EXERCISE DETAILS: Where a line of the material contains the string "index", copy that line.

◆ ◆ ◆ ◆ ◆

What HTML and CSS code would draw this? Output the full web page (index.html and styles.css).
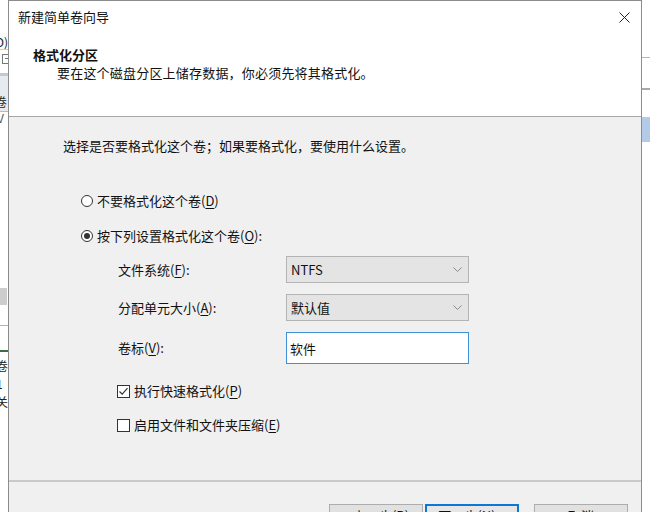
FILE: index.html
```html
<!DOCTYPE html>
<html lang="zh-CN">
<head>
  <meta charset="UTF-8" />
  <title>新建简单卷向导</title>
  <link rel="stylesheet" href="styles.css">
</head>
<body>
  <!-- window behind the wizard -->
  <div class="desk">
    <div class="bg-left">
      <div class="bg-gap" style="height: 33px"></div>
      <div class="bg-text bg-row">(D)</div>
      <div class="bg-icon-row"><span class="bg-icon"></span></div>
      <div class="bg-band"><span class="bg-text">卷</span></div>
      <div class="bg-text bg-v">V</div>
      <div class="bg-gap" style="height: 166px"></div>
      <div class="bg-block"></div>
      <div class="bg-gap" style="height: 20px"></div>
      <div class="bg-line"></div>
      <div class="bg-gap" style="height: 24px"></div>
      <div class="bg-green"></div>
      <div class="bg-text bg-small">卷</div>
      <div class="bg-text bg-small">1</div>
      <div class="bg-text bg-small">关</div>
    </div>
    <div class="bg-mid"></div>
    <div class="bg-right">
      <div class="bg-gap" style="height: 57px"></div>
      <div class="bg-line"></div>
      <div class="bg-gap" style="height: 30px"></div>
      <div class="bg-line thick"></div>
      <div class="bg-gap" style="height: 27px"></div>
      <div class="bg-sel"></div>
    </div>
  </div>

  <div class="dialog">
    <div class="header">
      <div class="titlebar">
        <span class="title">新建简单卷向导</span>
        <span class="close">
          <svg width="11" height="11" viewBox="0 0 11 11">
            <path d="M0.5 0.5 L10.5 10.5 M10.5 0.5 L0.5 10.5" stroke="#222" stroke-width="1" fill="none"/>
          </svg>
        </span>
      </div>
      <div class="heading">格式化分区</div>
      <div class="subheading">要在这个磁盘分区上储存数据，你必须先将其格式化。</div>
    </div>

    <div class="content">
      <p class="intro">选择是否要格式化这个卷；如果要格式化，要使用什么设置。</p>

      <div class="radios">
        <div class="radio-row">
          <svg class="radio" width="12" height="12" viewBox="0 0 12 12">
            <circle cx="6" cy="6" r="5.5" fill="#fff" stroke="#333"/>
          </svg>
          <span>不要格式化这个卷(<u>D</u>)</span>
        </div>
        <div class="radio-row">
          <svg class="radio" width="12" height="12" viewBox="0 0 12 12">
            <circle cx="6" cy="6" r="5.5" fill="#fff" stroke="#333"/>
            <circle cx="6" cy="6" r="3" fill="#333"/>
          </svg>
          <span>按下列设置格式化这个卷(<u>O</u>):</span>
        </div>
      </div>

      <div class="fields">
        <span class="label">文件系统(<u>F</u>):</span>
        <div class="combo">
          <span>NTFS</span>
          <svg width="9" height="5" viewBox="0 0 9 5"><polyline points="0.5,0.5 4.5,4.5 8.5,0.5" fill="none" stroke="#8a8a8a"/></svg>
        </div>
        <span class="label">分配单元大小(<u>A</u>):</span>
        <div class="combo">
          <span>默认值</span>
          <svg width="9" height="5" viewBox="0 0 9 5"><polyline points="0.5,0.5 4.5,4.5 8.5,0.5" fill="none" stroke="#8a8a8a"/></svg>
        </div>
        <span class="label">卷标(<u>V</u>):</span>
        <div class="textbox">软件</div>
      </div>

      <div class="checks">
        <div class="check-row">
          <svg width="13" height="13" viewBox="0 0 13 13">
            <rect x="0.5" y="0.5" width="12" height="12" fill="#fff" stroke="#333"/>
            <polyline points="2.5,6.5 5.2,9.2 10.5,3.2" fill="none" stroke="#333" stroke-width="1.2"/>
          </svg>
          <span>执行快速格式化(<u>P</u>)</span>
        </div>
        <div class="check-row">
          <svg width="13" height="13" viewBox="0 0 13 13">
            <rect x="0.5" y="0.5" width="12" height="12" fill="#fff" stroke="#333"/>
          </svg>
          <span>启用文件和文件夹压缩(<u>E</u>)</span>
        </div>
      </div>
    </div>

    <div class="footer">
      <button class="btn back">&lt; 上一步(<u>B</u>)</button>
      <button class="btn next focused">下一步(<u>N</u>) &gt;</button>
      <button class="btn">取消</button>
    </div>
  </div>
</body>
</html>
```

FILE: styles.css
```css
* {
  box-sizing: border-box;
}

body {
  margin: 0;
  width: 650px;
  height: 512px;
  overflow: hidden;
  position: relative;
  background-color: #fff;
  font-family: "Noto Sans CJK SC", "Microsoft YaHei", sans-serif;
  font-size: 13px;
  color: #111;
}

u {
  text-decoration-thickness: 1px;
  text-underline-offset: 2px;
}

/* background window */
.desk {
  display: flex;
  height: 512px;
}

.bg-left,
.bg-right {
  width: 8px;
  display: flex;
  flex-direction: column;
  overflow: hidden;
}

.bg-mid {
  flex: 1;
}

.bg-text {
  font-size: 12px;
  line-height: 17px;
  white-space: nowrap;
  color: #222;
}

.bg-row {
  height: 17px;
  background-color: #fafafa;
  border-bottom: 1px solid #cfcfcf;
  direction: rtl;
  text-align: left;
}

.bg-icon-row {
  height: 26px;
  padding: 4px 0 0 2px;
  border-bottom: 3px solid #c8c8c8;
}

.bg-icon {
  display: block;
  width: 10px;
  height: 10px;
  border: 1px solid #777;
  background: linear-gradient(#777, #777) 2px 3px / 6px 1px no-repeat;
}

.bg-band {
  height: 36px;
  background-color: #e6ebf1;
  border-bottom: 1px solid #b9b9b9;
  padding-top: 16px;
  margin-left: -5px;
}

.bg-v {
  height: 10px;
  line-height: 12px;
  margin-left: -3px;
  color: #555;
}

.bg-block {
  height: 17px;
  width: 7px;
  background-color: #cdcdcd;
}

.bg-line {
  height: 1px;
  background-color: #b5b5b5;
}

.bg-line.thick {
  height: 2px;
  background-color: #a9a9a9;
}

.bg-green {
  height: 2px;
  background-color: #3d6b4a;
  margin-bottom: 5px;
}

.bg-small {
  height: 18px;
  margin-left: -4px;
}

.bg-sel {
  height: 25px;
  background-color: #b3cbe6;
}

/* wizard dialog */
.dialog {
  position: absolute;
  left: 8px;
  top: 0;
  width: 634px;
  height: 540px;
  border: 1px solid #8c8c8c;
  background-color: #f0f0f0;
}

.header {
  height: 116px;
  background-color: #fff;
  border-bottom: 1px solid #a6a6a6;
}

.titlebar {
  height: 34px;
  display: flex;
  align-items: center;
  justify-content: space-between;
  padding: 0 11px 2px 9px;
}

.title {
  line-height: 18px;
}

.close svg {
  display: block;
}

.heading {
  margin-top: 11px;
  padding-left: 24px;
  line-height: 18px;
  font-weight: bold;
}

.subheading {
  padding-left: 48px;
  line-height: 18px;
  letter-spacing: 0.2px;
}

.content {
  height: 365px;
  padding-top: 20px;
  border-bottom: 2px solid #c9c9c9;
}

.intro {
  margin: 0 0 0 54px;
  line-height: 18px;
}

.radios {
  margin: 37px 0 0 72px;
  display: flex;
  flex-direction: column;
  gap: 17px;
}

.radio-row,
.check-row {
  height: 18px;
  display: flex;
  align-items: center;
  gap: 4px;
  line-height: 18px;
}

.radio-row svg,
.check-row svg {
  display: block;
  flex-shrink: 0;
}

.fields {
  margin: 11px 0 0 109px;
  display: grid;
  grid-template-columns: 168px 183px;
  grid-template-rows: 27px 27px 32px;
  row-gap: 11px;
  align-items: center;
}

.label {
  line-height: 18px;
}

.combo {
  height: 27px;
  display: flex;
  align-items: center;
  justify-content: space-between;
  padding: 0 6px 0 4px;
  background-color: #e4e4e4;
  border: 1px solid #b4b4b4;
}

.combo svg {
  display: block;
}

.textbox {
  height: 32px;
  display: flex;
  align-items: center;
  padding-left: 3px;
  background-color: #fff;
  border: 1px solid #3f8fd6;
}

.checks {
  margin: 18px 0 0 108px;
  display: flex;
  flex-direction: column;
  gap: 16px;
}

.footer {
  display: flex;
  justify-content: flex-end;
  padding: 22px 13px 0 0;
}

.btn {
  width: 94px;
  height: 23px;
  padding: 0;
  font-family: inherit;
  font-size: 13px;
  line-height: 18px;
  color: #111;
  background-color: #e1e1e1;
  border: 1px solid #adadad;
}

.btn.back {
  margin-right: 2px;
}

.btn.next {
  margin-right: 15px;
}

.btn.focused {
  border: 2px solid #0a78d4;
  background-color: #e6e6e6;
}
```
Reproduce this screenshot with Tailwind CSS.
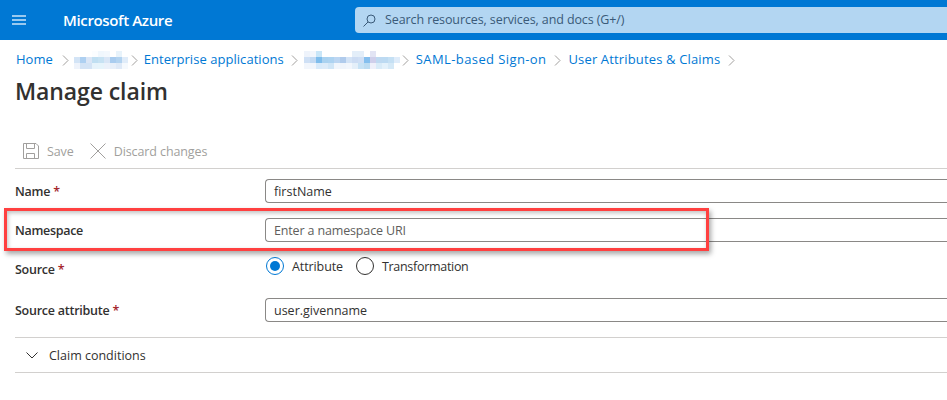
<!DOCTYPE html>
<html lang="en">
<head>
  <meta charset="UTF-8" />
  <title>Manage claim - Microsoft Azure</title>
  <script src="https://cdn.jsdelivr.net/npm/@tailwindcss/browser@4"></script>
</head>
<body class="bg-white h-[400px] w-[947px] overflow-hidden font-['Open_Sans',sans-serif] text-[#323130]">
  <header class="h-10 bg-[#0078d4] flex items-center text-white">
    <svg class="ml-3 w-[14px] h-[10px]" viewBox="0 0 14 10" fill="none" stroke="#99c9ef" stroke-width="2">
      <path d="M0 1h14M0 5h14M0 9h14" />
    </svg>
    <div class="ml-[37px] w-[292px] text-[15px] font-semibold tracking-[-0.35px]">Microsoft Azure</div>
    <div class="w-[592px] h-[26px] bg-[#b3d6f2] rounded-l-sm flex items-center pl-2 text-[12.5px] tracking-[-0.1px] text-[#3a5a78]">
      <svg class="w-[13px] h-[13px] mr-[9px]" viewBox="0 0 13 13" fill="none" stroke="#3a5a78" stroke-width="1">
        <circle cx="8" cy="5" r="4" />
        <path d="M5 8l-4.500 4.500" />
      </svg>
      <span>Search resources, services, and docs (G+/)</span>
    </div>
  </header>

  <main class="pl-[15px]">
    <nav class="h-[35px] pt-[5px] flex items-center text-[13px] text-[#0078d4]">
      <a class="ml-px">Home</a>
      <svg class="w-[7px] h-[11px] ml-[9px] mr-[5px]" viewBox="0 0 7 11" fill="none" stroke="#a19f9d"><path d="M1 .5l5 5-5 5" /></svg>
      <span class="grid grid-cols-[repeat(9,6px)] auto-rows-[6px] w-[54px]">
        <i></i><i></i><i></i><i class="bg-[#fbfdff]"></i><i class="bg-[#f0f7fd]"></i><i class="bg-[#f3f8fd]"></i><i></i><i class="bg-[#e8f3fb]"></i><i></i>
        <i class="bg-[#d3e4f6]"></i><i class="bg-[#aed0f1]"></i><i class="bg-[#dbe6f6]"></i><i class="bg-[#c0dff2]"></i><i class="bg-[#c7e2f3]"></i><i class="bg-[#d9e6f6]"></i><i class="bg-[#a9ccef]"></i><i class="bg-[#b3d3f0]"></i><i class="bg-[#e0ecf9]"></i>
        <i class="bg-[#eef3fb]"></i><i class="bg-[#d3e3f5]"></i><i class="bg-[#d3e3f5]"></i><i class="bg-[#e6f3fb]"></i><i class="bg-[#e6f4fb]"></i><i class="bg-[#ebf1fa]"></i><i class="bg-[#e7eff9]"></i><i class="bg-[#dee9f7]"></i><i class="bg-[#f5f9fd]"></i>
      </span>
      <svg class="w-[7px] h-[11px] ml-[3px] mr-[6px]" viewBox="0 0 7 11" fill="none" stroke="#a19f9d"><path d="M1 .5l5 5-5 5" /></svg>
      <a class="tracking-[0.05px]">Enterprise applications</a>
      <svg class="w-[7px] h-[11px] ml-[7px] mr-[6px]" viewBox="0 0 7 11" fill="none" stroke="#a19f9d"><path d="M1 .5l5 5-5 5" /></svg>
      <span class="grid grid-cols-[repeat(16,6px)] auto-rows-[6px] w-[96px] -mr-[2px]">
        <i class="bg-[#eef3fb]"></i><i class="bg-[#f3f6fc]"></i><i class="bg-[#c9e6f8]"></i><i></i><i></i><i></i><i></i><i></i><i class="bg-[#e3eef9]"></i><i class="bg-[#e3eef9]"></i><i></i><i class="bg-[#e2e4f4]"></i><i></i><i></i><i></i><i></i>
        <i class="bg-[#cfe0f5]"></i><i class="bg-[#c3daf3]"></i><i class="bg-[#7fbdec]"></i><i class="bg-[#aad2f0]"></i><i class="bg-[#add3f1]"></i><i class="bg-[#bcd6f2]"></i><i class="bg-[#b0cbec]"></i><i class="bg-[#d3e3f6]"></i><i class="bg-[#ccdcf3]"></i><i class="bg-[#cfdff5]"></i><i class="bg-[#85bfee]"></i><i class="bg-[#cfcfeb]"></i><i class="bg-[#bed9f1]"></i><i class="bg-[#bcdaf2]"></i><i class="bg-[#c5e0f4]"></i><i class="bg-[#dfecfa]"></i>
        <i class="bg-[#f2f6fc]"></i><i class="bg-[#f2f6fc]"></i><i class="bg-[#d8eafa]"></i><i class="bg-[#dcebf9]"></i><i class="bg-[#d0e6f7]"></i><i class="bg-[#f1f6fc]"></i><i class="bg-[#eff4fb]"></i><i class="bg-[#f2f6fc]"></i><i class="bg-[#e4eff9]"></i><i class="bg-[#c7e2f5]"></i><i class="bg-[#bcdcf2]"></i><i class="bg-[#eef0fa]"></i><i class="bg-[#d8ebf8]"></i><i class="bg-[#e3f1fb]"></i><i class="bg-[#d5e9f7]"></i><i></i>
      </span>
      <svg class="w-[7px] h-[11px] ml-[4px] mr-[7px]" viewBox="0 0 7 11" fill="none" stroke="#a19f9d"><path d="M1 .5l5 5-5 5" /></svg>
      <a class="tracking-[0.4px]">SAML-based Sign-on</a>
      <svg class="w-[7px] h-[11px] ml-[8px] mr-[7px]" viewBox="0 0 7 11" fill="none" stroke="#a19f9d"><path d="M1 .5l5 5-5 5" /></svg>
      <a class="tracking-[0.15px]">User Attributes &amp; Claims</a>
      <svg class="w-[7px] h-[11px] ml-[8px]" viewBox="0 0 7 11" fill="none" stroke="#a19f9d"><path d="M1 .5l5 5-5 5" /></svg>
    </nav>
    <h1 class="h-[32px] text-[23px] leading-[32px] font-semibold tracking-[-0.1px]">Manage claim</h1>

    <div class="mt-[29px] h-[33px] pb-[2px] flex items-center border-b border-[#d2d0ce] text-[12.5px] tracking-[-0.1px] text-[#a19f9d]">
      <svg class="ml-2 w-4 h-4 mr-2" viewBox="0 0 16 16" fill="none" stroke="#a19f9d"><path d="M.5.500h12.500l2.500 2.500v12.500h-15zM3.500.500v5h8v-5M3.500 15.500v-5h8v5" /></svg>
      <span class="pt-[2px]">Save</span>
      <svg class="ml-4 w-4 h-4 mr-2" viewBox="0 0 16 16" fill="none" stroke="#a19f9d"><path d="M.5.500l15 15M15.500.500l-15 15" /></svg>
      <span class="pt-[2px]">Discard changes</span>
    </div>

    <form class="text-[12.5px]">
      <div class="mt-[10px] flex items-center h-6">
        <label class="w-[250px] pt-[2px] font-semibold tracking-[-0.25px]">Name <span class="text-[#a4262c]">*</span></label>
        <div class="flex-1 h-6 border border-[#8a8886] border-r-0 rounded-l-sm pl-2 leading-[24px]">firstName</div>
      </div>
      <div class="mt-[15px] flex items-center h-6">
        <label class="w-[250px] pt-[2px] font-semibold tracking-[-0.3px]">Namespace</label>
        <div class="flex-1 h-6 border border-[#8a8886] border-r-0 rounded-l-sm pl-2 leading-[24px] text-[#605e5c] tracking-[-0.15px]">Enter a namespace URI</div>
      </div>
      <div class="mt-[15px] flex h-[41px]">
        <label class="w-[250px] font-semibold tracking-[-0.25px] pt-[4px]">Source <span class="text-[#a4262c]">*</span></label>
        <div class="flex items-start gap-2 pl-[1px]">
          <span class="w-[18px] h-[18px] rounded-full border border-[#0078d4] flex items-center justify-center"><span class="w-[10px] h-[10px] rounded-full bg-[#0078d4]"></span></span>
          <span class="leading-[20px] mr-[5px] tracking-[-0.1px]">Attribute</span>
          <span class="w-[18px] h-[18px] rounded-full border border-[#323130]"></span>
          <span class="leading-[20px] tracking-[-0.3px]">Transformation</span>
        </div>
      </div>
      <div class="flex items-center h-6">
        <label class="w-[250px] pt-[2px] font-semibold tracking-[-0.25px]">Source attribute <span class="text-[#a4262c]">*</span></label>
        <div class="flex-1 h-6 border border-[#8a8886] border-r-0 rounded-l-sm pl-2 leading-[24px]">user.givenname</div>
      </div>
      <div class="mt-[15px] h-[36px] border-y border-[#d2d0ce] flex items-center pl-[11px]">
        <svg class="w-[12px] h-[7px] mr-[11px]" viewBox="0 0 12 7" fill="none" stroke="#323130"><path d="M.5.500l5.500 5.500 5.500-5.500" /></svg>
        <span class="pt-[2px]">Claim conditions</span>
      </div>
    </form>
  </main>

  <!-- red callout sits over the form -->
  <div class="absolute left-[4px] top-[208px] w-[705px] h-[43px] border-[3px] border-[#ff4040] shadow-[2px_3px_5px_rgba(0,0,0,0.35),inset_1px_2px_4px_rgba(0,0,0,0.25)]"></div>
</body>
</html>
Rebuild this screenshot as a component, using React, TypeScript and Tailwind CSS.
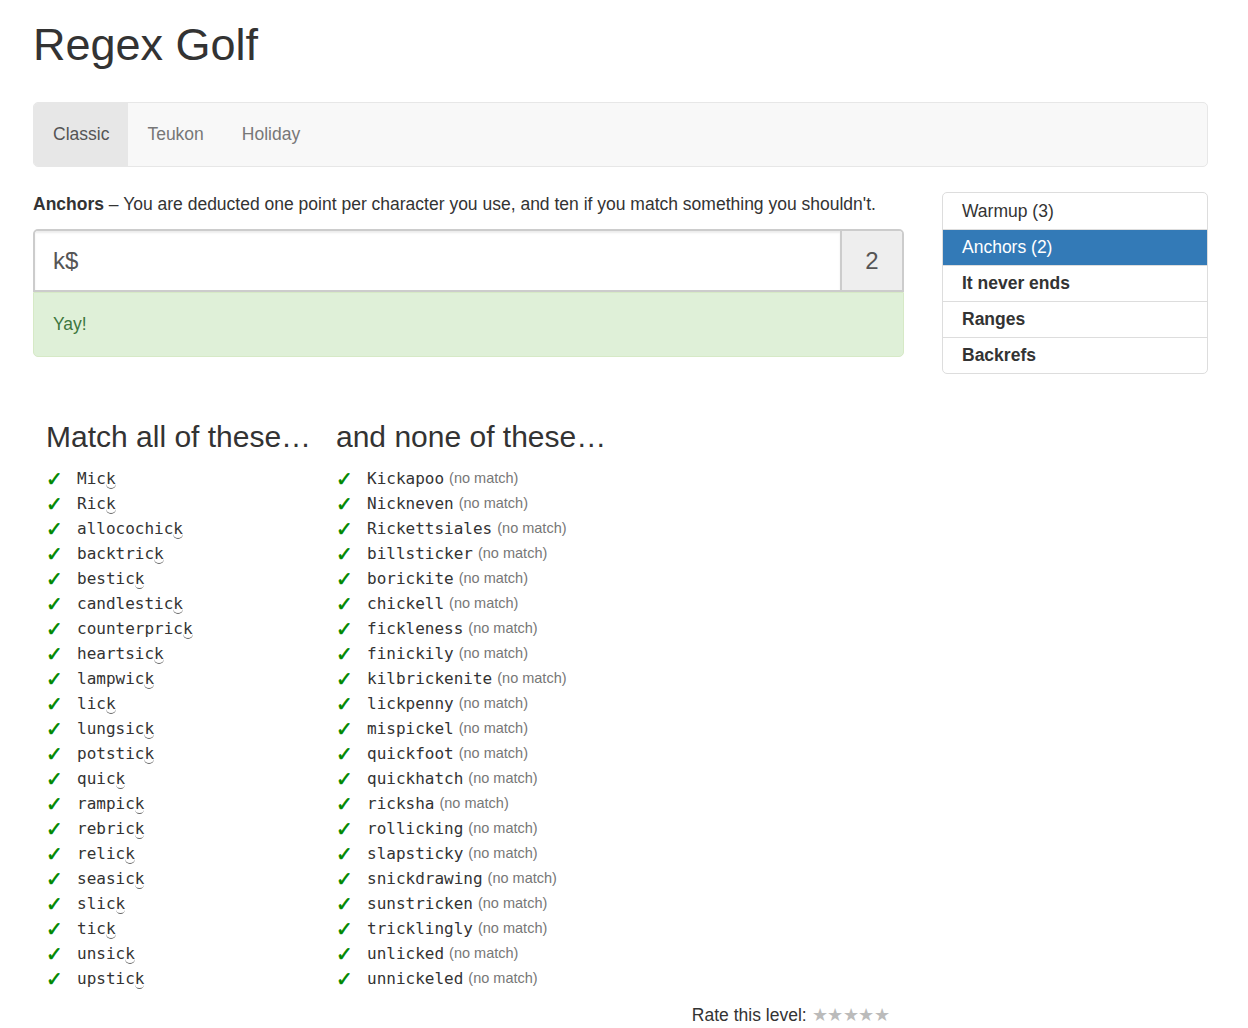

◆ ◆ ◆ ◆ ◆

SOLVED EXERCISE:
What HTML and CSS code would draw this? Output the full web page (index.html and styles.css).
FILE: index.html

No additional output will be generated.